An Algebraic Parallel Treecode in Arbitrary Dimensions

Abstract

We present a parallel tree code for fast kernel summation in high dimensions -- a common problem in data analysis and computational statistics. Fast kernel summations can be viewed as approximation schemes for dense kernel matrices. Tree code algorithms (or simply tree codes) construct low-rank approximations of certain off-diagonal blocks of the kernel matrix. These blocks are identified with the help of spatial data structures, typically trees. There is extensive work on tree codes and their parallelization for kernel summations in three dimensions, but there is little work on high-dimensional problems. Recently, we introduced a novel tree code, ASKIT, which resolves most of the shortcomings of existing methods.

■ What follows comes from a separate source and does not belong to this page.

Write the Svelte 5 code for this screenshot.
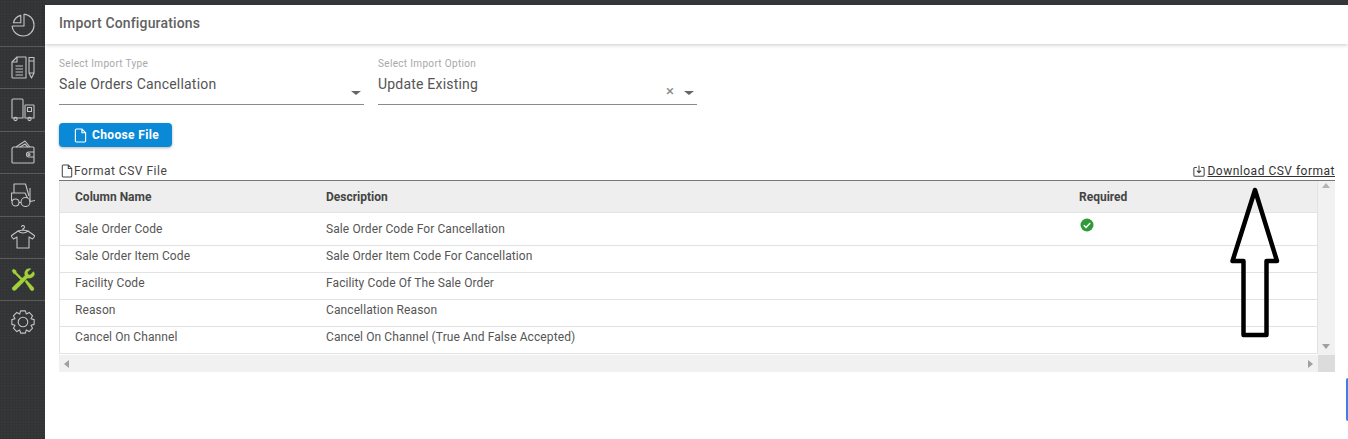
<script>
    const columns = [
        { name: 'Sale Order Code', description: 'Sale Order Code For Cancellation', required: true },
        { name: 'Sale Order Item Code', description: 'Sale Order Item Code For Cancellation' },
        { name: 'Facility Code', description: 'Facility Code Of The Sale Order' },
        { name: 'Reason', description: 'Cancellation Reason' },
        { name: 'Cancel On Channel', description: 'Cancel On Channel (True And False Accepted)' }
    ];

    // eight-tooth outline for the settings icon
    function gearPath(cx, cy, outer, inner, teeth) {
        const step = (Math.PI * 2) / teeth;
        const points = [];
        for (let i = 0; i < teeth; i++) {
            const a = i * step - Math.PI / 2;
            const offsets = [
                [-0.5, inner],
                [-0.27, outer],
                [0.27, outer],
                [0.5, inner]
            ];
            for (const [off, r] of offsets) {
                const angle = a + off * step;
                points.push((cx + r * Math.cos(angle)).toFixed(2) + ' ' + (cy + r * Math.sin(angle)).toFixed(2));
            }
        }
        return 'M' + points.join('L') + 'Z';
    }

    const gear = gearPath(12, 12, 11.4, 8.6, 8);
</script>

<div class="page">
    <nav class="sidebar">
        <div class="nav-item first">
            <svg viewBox="0 0 24 24" width="24" height="24">
                <path d="M13 1.100A11 11 0 1 1 1.100 13" />
                <path d="M13 1.100V13H1.100" />
                <path d="M9.800 2.400A10 10 0 0 0 2.400 9.800H9.800z" />
            </svg>
        </div>
        <div class="nav-item">
            <svg viewBox="0 0 24 24" width="24" height="24">
                <path d="M6 1h9v21H2q-1 0-1-1V6z" />
                <path d="M6 1v5H1M4.500 10h7.500M4.500 13h7.500M4.500 16h7.500M4.500 19h7.500" />
                <path d="M18 1.500h5V17l-2.500 5L18 17zM18 5h5M18 17h5" />
            </svg>
        </div>
        <div class="nav-item">
            <svg viewBox="0 0 24 24" width="24" height="24">
                <path d="M1 20V2q0-1 1-1h9q1 0 1 1v18z" />
                <path d="M14.500 7h8q.5 0 .5.500V20h-9V7.500q0-.5.500-.5z" />
                <path d="M16.500 9.500h4v4h-4z" />
                <circle cx="4.500" cy="21" r="1.600" />
                <circle cx="18.500" cy="21" r="1.600" />
            </svg>
        </div>
        <div class="nav-item">
            <svg viewBox="0 0 24 24" width="24" height="24">
                <path d="M3 7h19q1 0 1 1v14q0 1-1 1H2q-1 0-1-1V9q0-2 2-2z" />
                <path d="M5 7l9-6 5 6M9 7l5-3 3 3" />
                <path d="M23 12h-5a2.500 2.500 0 0 0 0 5h5" />
                <circle cx="18" cy="14.500" r="1" />
            </svg>
        </div>
        <div class="nav-item">
            <svg viewBox="0 0 24 24" width="24" height="24">
                <path d="M3 10V1h11.500L18 13" />
                <path d="M3 10H.5v8" />
                <path d="M3 10h11l2.500 5" />
                <path d="M8 19.500h2M19 5v13.500l5-1" />
                <circle cx="4.500" cy="19.500" r="3.500" />
                <circle cx="14.500" cy="19" r="4.500" />
            </svg>
        </div>
        <div class="nav-item">
            <svg viewBox="0 0 24 24" width="24" height="24">
                <path d="M12 5V3.500a1.500 1.500 0 1 0-1.500-1.500" />
                <path d="M7 6l5-1 5 1 7 5-2.500 3L18 12v11H6V12l-3.500 2L0 11z" />
                <path d="M7 6q5 4 10 0" />
            </svg>
        </div>
        <div class="nav-item active">
            <svg viewBox="0 0 24 24" width="24" height="24">
                <path class="solid" d="M1 2.500 2.500 1 5 2.500 5.500 4.500 13 12l-1.500 1.500L4 6 2.500 5.500z" />
                <path class="solid" d="M14 13.500 15.500 12 22.500 19.500q1.200 1.500 0 2.700t-2.700 0z" />
                <path class="solid" d="M22.500 3.500 19 7l-2-.5L16.500 4 20 .8Q16 0 14.500 2.500T14 7.500L1.800 19q-1.300 1.800 0 3t3 0L16.500 10q3.500.8 5.800-1.500t.2-5z" />
            </svg>
        </div>
        <div class="nav-item">
            <svg viewBox="0 0 24 24" width="24" height="24">
                <path d={gear} />
                <circle cx="12" cy="12" r="4.800" />
            </svg>
        </div>
    </nav>

    <main class="content">
        <header class="topbar">Import Configurations</header>

        <section class="body">
            <div class="filters">
                <div class="select">
                    <span class="select-label">Select Import Type</span>
                    <span class="select-value">Sale Orders Cancellation</span>
                    <span class="caret"></span>
                </div>
                <div class="select">
                    <span class="select-label">Select Import Option</span>
                    <span class="select-value">Update Existing</span>
                    <span class="clear">×</span>
                    <span class="caret"></span>
                </div>
            </div>

            <button class="choose-btn" type="button">
                <svg viewBox="0 0 14 16" width="13" height="15">
                    <path d="M2 1h6.500L12.500 5v9a1 1 0 0 1-1 1h-9a1 1 0 0 1-1-1V2a1 1 0 0 1 1-1zM8.500 1v4h4" />
                </svg>
                Choose File
            </button>

            <div class="table-heading">
                <span class="format">
                    <svg viewBox="0 0 14 16" width="12" height="14">
                        <path d="M2 1h6.500L12.500 5v9a1 1 0 0 1-1 1h-9a1 1 0 0 1-1-1V2a1 1 0 0 1 1-1zM8.500 1v4h4" />
                    </svg>
                    Format CSV File
                </span>
                <span class="download">
                    <svg viewBox="0 0 14 14" width="12" height="12">
                        <path d="M4.500 3H2q-1 0-1 1v8q0 1 1 1h10q1 0 1-1V4q0-1-1-1H9.500M7 .5V9M4.500 6.500 7 9l2.500-2.500" />
                    </svg>
                    <a href="#top">Download CSV format</a>
                </span>
            </div>

            <div class="table-wrap">
                <div class="table-row-area">
                    <table>
                        <colgroup>
                            <col class="col-name" />
                            <col class="col-desc" />
                            <col />
                        </colgroup>
                        <thead>
                            <tr>
                                <th>Column Name</th>
                                <th>Description</th>
                                <th>Required</th>
                            </tr>
                        </thead>
                        <tbody>
                            {#each columns as column}
                                <tr class:tall={column.required}>
                                    <td>{column.name}</td>
                                    <td>{column.description}</td>
                                    <td>
                                        {#if column.required}
                                            <svg class="check" viewBox="0 0 14 14" width="14" height="14">
                                                <circle cx="7" cy="7" r="6.500" />
                                                <path d="M3.800 7.200 6 9.400l4.200-4.400" />
                                            </svg>
                                        {/if}
                                    </td>
                                </tr>
                            {/each}
                        </tbody>
                    </table>
                    <div class="vscroll">
                        <span class="arrow up"></span>
                        <span class="arrow down"></span>
                    </div>
                </div>
                <div class="hscroll">
                    <div class="htrack">
                        <span class="arrow left"></span>
                        <span class="arrow right"></span>
                    </div>
                    <div class="corner"></div>
                </div>
            </div>
        </section>
    </main>

    <svg class="annotation" viewBox="0 0 60 156" width="60" height="156">
        <path d="M30 6 7.500 77H18.500V151H41.500V77H52z" />
    </svg>
    <div class="edge-tab"></div>
</div>

<style>
    :global(body) {
        margin: 0;
        background: #fff;
    }

    .page {
        position: relative;
        display: flex;
        height: 439px;
        overflow: hidden;
        font-family: Roboto, 'Noto Sans', sans-serif;
        background: #fff;
        color: #444;
    }

    .sidebar {
        flex: 0 0 45px;
        background-color: #363738;
        background-image:
            linear-gradient(rgba(0, 0, 0, 0.06) 1px, transparent 1px),
            linear-gradient(90deg, rgba(0, 0, 0, 0.06) 1px, transparent 1px);
        background-size: 3px 3px;
        display: flex;
        flex-direction: column;
    }

    .nav-item {
        box-sizing: border-box;
        height: 42.4px;
        display: flex;
        align-items: center;
        justify-content: center;
        border-top: 1px solid #5a5a5a;
    }

    .nav-item.first {
        height: 46px;
        border-top: 0;
        padding-top: 3px;
    }

    .nav-item svg {
        fill: none;
        stroke: #c4c4c4;
        stroke-width: 1.100;
        stroke-linejoin: round;
    }

    .nav-item.active svg .solid {
        fill: #a3d13a;
        stroke: #a3d13a;
        stroke-width: 0.300;
    }

    .content {
        flex: 1;
        min-width: 0;
        display: flex;
        flex-direction: column;
        border-top: 5px solid #363738;
    }

    .topbar {
        height: 39px;
        box-sizing: border-box;
        padding: 9px 0 0 14px;
        font-size: 14px;
        line-height: 18px;
        font-weight: 500;
        letter-spacing: 0.15px;
        color: #616161;
        background: #fff;
        box-shadow: 0 1px 4px rgba(0, 0, 0, 0.22);
    }

    .body {
        padding: 13px 13px 0 14px;
    }

    .filters {
        display: flex;
        gap: 14px;
    }

    .select {
        position: relative;
        box-sizing: border-box;
        width: 305px;
        height: 48px;
        padding-top: 1px;
        border-bottom: 1px solid #8a8a8a;
        display: flex;
        flex-direction: column;
    }

    .select + .select {
        width: 319px;
    }

    .select-label {
        font-size: 10px;
        line-height: 12px;
        letter-spacing: 0.33px;
        color: #a8a8a8;
    }

    .select-value {
        margin-top: 5px;
        font-size: 14px;
        line-height: 18px;
        letter-spacing: 0.2px;
        color: #555;
    }

    .caret {
        position: absolute;
        right: 3px;
        bottom: 9px;
        border-left: 5px solid transparent;
        border-right: 5px solid transparent;
        border-top: 4px solid #666;
    }

    .clear {
        position: absolute;
        right: 23px;
        bottom: 6px;
        font-size: 15px;
        line-height: 14px;
        color: #888;
    }

    .choose-btn {
        display: flex;
        align-items: center;
        gap: 5px;
        box-sizing: border-box;
        width: 113px;
        height: 24px;
        margin-top: 18px;
        padding: 0 0 0 15px;
        border: 0;
        border-radius: 4px;
        background: #0a8ad6;
        box-shadow: 0 1px 3px rgba(0, 0, 0, 0.3);
        color: #fff;
        font-family: inherit;
        font-size: 12px;
        font-weight: 700;
        letter-spacing: 0.35px;
    }

    .choose-btn svg {
        fill: none;
        stroke: #fff;
        stroke-width: 1.200;
    }

    .table-heading {
        display: flex;
        justify-content: space-between;
        align-items: center;
        height: 18px;
        margin-top: 15px;
        font-size: 12px;
        letter-spacing: 0.5px;
        color: #444;
    }

    .table-heading svg {
        fill: none;
        stroke: #444;
        stroke-width: 1.200;
    }

    .format,
    .download {
        display: flex;
        align-items: center;
        gap: 1px;
    }

    .format {
        margin-left: 2px;
    }

    .download {
        gap: 2px;
    }

    .download a {
        color: #333;
        text-decoration: underline;
    }

    .table-wrap {
        border-top: 1px solid #777;
        margin-top: 0;
    }

    .table-row-area {
        display: flex;
        height: 174px;
        overflow: hidden;
    }

    table {
        flex: 1;
        min-width: 0;
        height: 173px;
        table-layout: fixed;
        border-collapse: collapse;
        border-left: 1px solid #e2e2e2;
        border-right: 1px solid #e2e2e2;
        font-size: 12px;
    }

    .col-name {
        width: 251.5px;
    }

    .col-desc {
        width: 753px;
    }

    th {
        height: 31px;
        padding: 0 0 0 15px;
        background: #eee;
        border-bottom: 1px solid #e2e2e2;
        text-align: left;
        font-weight: 700;
        color: #444;
    }

    th + th,
    td + td {
        padding-left: 15px;
    }

    td {
        height: 27px;
        box-sizing: border-box;
        padding: 0 0 7px 15px;
        border-bottom: 1px solid #e2e2e2;
        color: #555;
        letter-spacing: 0.1px;
        vertical-align: middle;
    }

    tr.tall td {
        height: 33px;
        padding-bottom: 0;
    }

    tr.tall td:last-child {
        vertical-align: top;
        padding-top: 5px;
        padding-left: 16px;
    }

    .check circle {
        fill: #2e9a3a;
    }

    .check path {
        fill: none;
        stroke: #fff;
        stroke-width: 1.500;
    }

    .vscroll {
        position: relative;
        flex: 0 0 17px;
        background: #f1f1f1;
    }

    .arrow {
        position: absolute;
        width: 0;
        height: 0;
        border: 4px solid transparent;
    }

    .arrow.up {
        top: 2px;
        left: 4px;
        border-top: 0;
        border-bottom: 5px solid #b4b4b4;
    }

    .arrow.down {
        bottom: 6px;
        left: 4px;
        border-bottom: 0;
        border-top: 5px solid #a0a0a0;
    }

    .arrow.left {
        top: 5px;
        left: 5px;
        border-left: 0;
        border-right: 5px solid #a0a0a0;
    }

    .arrow.right {
        top: 5px;
        right: 5px;
        border-right: 0;
        border-left: 5px solid #a0a0a0;
    }

    .hscroll {
        display: flex;
        height: 17px;
    }

    .htrack {
        position: relative;
        flex: 1;
        background: #f1f1f1;
    }

    .corner {
        flex: 0 0 17px;
        background: #dcdcdc;
    }

    .annotation {
        position: absolute;
        left: 1225px;
        top: 184px;
    }

    .annotation path {
        fill: none;
        stroke: #000;
        stroke-width: 4.500;
        stroke-linejoin: round;
    }

    .edge-tab {
        position: absolute;
        right: 0;
        top: 378px;
        width: 2px;
        height: 43px;
        border-radius: 2px 0 0 2px;
        background: #3f7fe0;
    }
</style>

We introduce novel parallel algorithms for ASKIT, derive complexity estimates, and demonstrate scalability on synthetic, scientific, and image datasets. In particular, we introduce a local essential tree construction that extends to arbitrary dimensions in a scalable manner. We introduce data transformations for memory locality and use GPU acceleration. We report results on the "Maverick" and "Stampede" systems at the Texas Advanced Computing Centre. Our largest computations involve two billion points in 64 dimensions on 32, 768 x86 cores and 8 million points in 784 dimensions on 16, 384 x86 cores.